Burial’s track ‘Chemz’ is twelve minutes of blissful garage

Burial has dropped his most recent single ‘Chemz’ on Kode9’s label, and it certainly puts the “hyper” in Hyperdub. It upholds his penchant for December releases, and follows his recent collaboration with Four Tet and Thom Yorke, ‘Her Revolution / His Rope’.


This latest track is a chaotic love letter to dancing. Multiple club-orientated genres chop in and out, adding to its pace and old-school flavour. Racking up 2-step garage beats, abrasive breaks and heart-stabbing trance, it culminates with a final section that is high-voltage and leaves you with a dizzying electrostatic shock.
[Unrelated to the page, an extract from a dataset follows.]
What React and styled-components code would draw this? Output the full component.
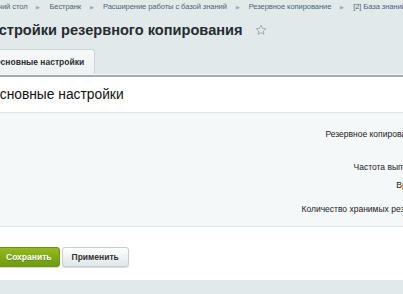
import React from "react";
import styled, { createGlobalStyle } from "styled-components";

const GlobalStyle = createGlobalStyle`
  html, body {
    margin: 0;
    padding: 0;
    background: #e2e9eb;
    overflow: hidden;
  }
  body {
    font-family: "Liberation Sans", Arial, sans-serif;
  }
`;

const Page = styled.div`
  width: 403px;
  height: 294px;
  overflow: hidden;
  background: #e2e9eb;
`;

// the screenshot shows the page scrolled a bit to the right
const Shift = styled.div`
  margin-left: -24px;
  width: 500px;
`;

const Crumbs = styled.div`
  display: flex;
  align-items: center;
  height: 13px;
  padding-left: 5px;
  font-size: 7.6px;
  letter-spacing: -0.1px;
  white-space: nowrap;
`;

const Crumb = styled.span`
  color: #4d6378;
`;

const Sep = styled.span`
  color: #9aa8b2;
  font-size: 5px;
  margin: 0 9px;
`;

const TitleRow = styled.div`
  display: flex;
  align-items: center;
  height: 34px;
  padding-left: 4px;
`;

const Title = styled.h1`
  margin: 0;
  font-size: 14.6px;
  font-weight: bold;
  color: #262c30;
  white-space: nowrap;
`;

const Star = styled.svg`
  margin-left: 12px;
  width: 12px;
  height: 12px;
`;

const Tabs = styled.div`
  display: flex;
  padding-top: 2px;
  height: 25px;
  border-bottom: 1px solid #f4f7f8;
`;

const Tab = styled.div`
  display: flex;
  align-items: center;
  padding: 0 10px 0 17px;
  height: 25px;
  box-sizing: border-box;
  font-size: 8.5px;
  font-weight: bold;
  color: #2b3033;
  background: linear-gradient(#f8fafa, #edf1f2);
  border: 1px solid #cdd5d8;
  border-bottom: none;
  border-radius: 3px 3px 0 0;
`;

const Panel = styled.div`
  border-top: 2px solid #a2acb0;
  background: #fff;
`;

const PanelHead = styled.div`
  height: 35px;
  display: flex;
  align-items: center;
  padding-left: 13px;
  font-size: 13.8px;
  color: #111;
  border-bottom: 1px solid #dfe4e6;
`;

const PanelBody = styled.div`
  background: #f5f8f9;
  padding: 12px 13px 2px 0;
  border-bottom: 1px solid #dce2e4;
`;

const Row = styled.div`
  display: flex;
  justify-content: flex-end;
  align-items: center;
  height: ${(p) => p.h}px;
`;

const Label = styled.span`
  font-size: 8.5px;
  color: #222;
  white-space: nowrap;
`;

const Footer = styled.div`
  display: flex;
  gap: 2px;
  padding: 20px 0 13px 0;
  background: #fff;
`;

const Button = styled.button`
  height: 20px;
  border-radius: 3px;
  font-family: "Liberation Sans", Arial, sans-serif;
  font-size: 8.5px;
  font-weight: bold;
  padding: ${(p) => (p.primary ? "0 7px 0 29px" : "0 9px")};
  border: 1px solid ${(p) => (p.primary ? "#6b9211" : "#c6ced1")};
  color: ${(p) => (p.primary ? "#fff" : "#333")};
  background: ${(p) =>
    p.primary
      ? "linear-gradient(#93ba22, #6e9c0c)"
      : "linear-gradient(#ffffff, #dfe6e8)"};
  box-shadow: 0 1px 1px rgba(0, 0, 0, 0.15);
  text-shadow: ${(p) => (p.primary ? "0 1px 0 rgba(0,0,0,0.25)" : "none")};
`;

const crumbs = [
  "Рабочий стол",
  "Бестранк",
  "Расширение работы с базой знаний",
  "Резервное копирование",
  "[2] База знаний",
];

const rows = [
  { h: 18, text: "Резервное копирование включено:" },
  { h: 15, text: "" },
  { h: 18, text: "Частота выполнения копий:" },
  { h: 18, text: "Время создания:" },
  { h: 30, text: "Количество хранимых резервных копий :" },
];

export default function App() {
  return (
    <Page>
      <GlobalStyle />
      <Shift>
        <Crumbs>
          {crumbs.map((c, i) => (
            <React.Fragment key={c}>
              {i > 0 && <Sep>▶</Sep>}
              <Crumb>{c}</Crumb>
            </React.Fragment>
          ))}
        </Crumbs>
        <TitleRow>
          <Title>Настройки резервного копирования</Title>
          <Star viewBox="0 0 24 24">
            <path
              d="M12 2.5l2.9 6.1 6.6.8-4.9 4.6 1.3 6.6L12 17.3l-5.9 3.3 1.3-6.6-4.9-4.6 6.6-.8z"
              fill="none"
              stroke="#9aa6ad"
              strokeWidth="1.8"
              strokeLinejoin="round"
            />
          </Star>
        </TitleRow>
        <Tabs>
          <Tab>Основные настройки</Tab>
        </Tabs>
        <Panel>
          <PanelHead>Основные настройки</PanelHead>
          <PanelBody>
            {rows.map((r, i) => (
              <Row key={i} h={r.h}>
                <Label>{r.text}</Label>
              </Row>
            ))}
          </PanelBody>
          <Footer>
            <Button primary>Сохранить</Button>
            <Button>Применить</Button>
          </Footer>
        </Panel>
      </Shift>
    </Page>
  );
}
Chemz harnesses familiar crackly elements. Pitch-shifted vocal samples, as usual, give a sense of an attentive touch. It is just as transportive as the rest of his discography. Revered by the likes of Mark Fisher for his careful, spectral discrepancies in music texture, Burial again displays his ability to carry us to a 90s hardcore rave and appeal to a nostalgic sensibility.
Yet now, this 12-minute time-machine provides an energy flash that simultaneously looks forward, to a rush of post-pandemic bliss. Between the past and the future, Chemz is a purgatorial emotional overdrive.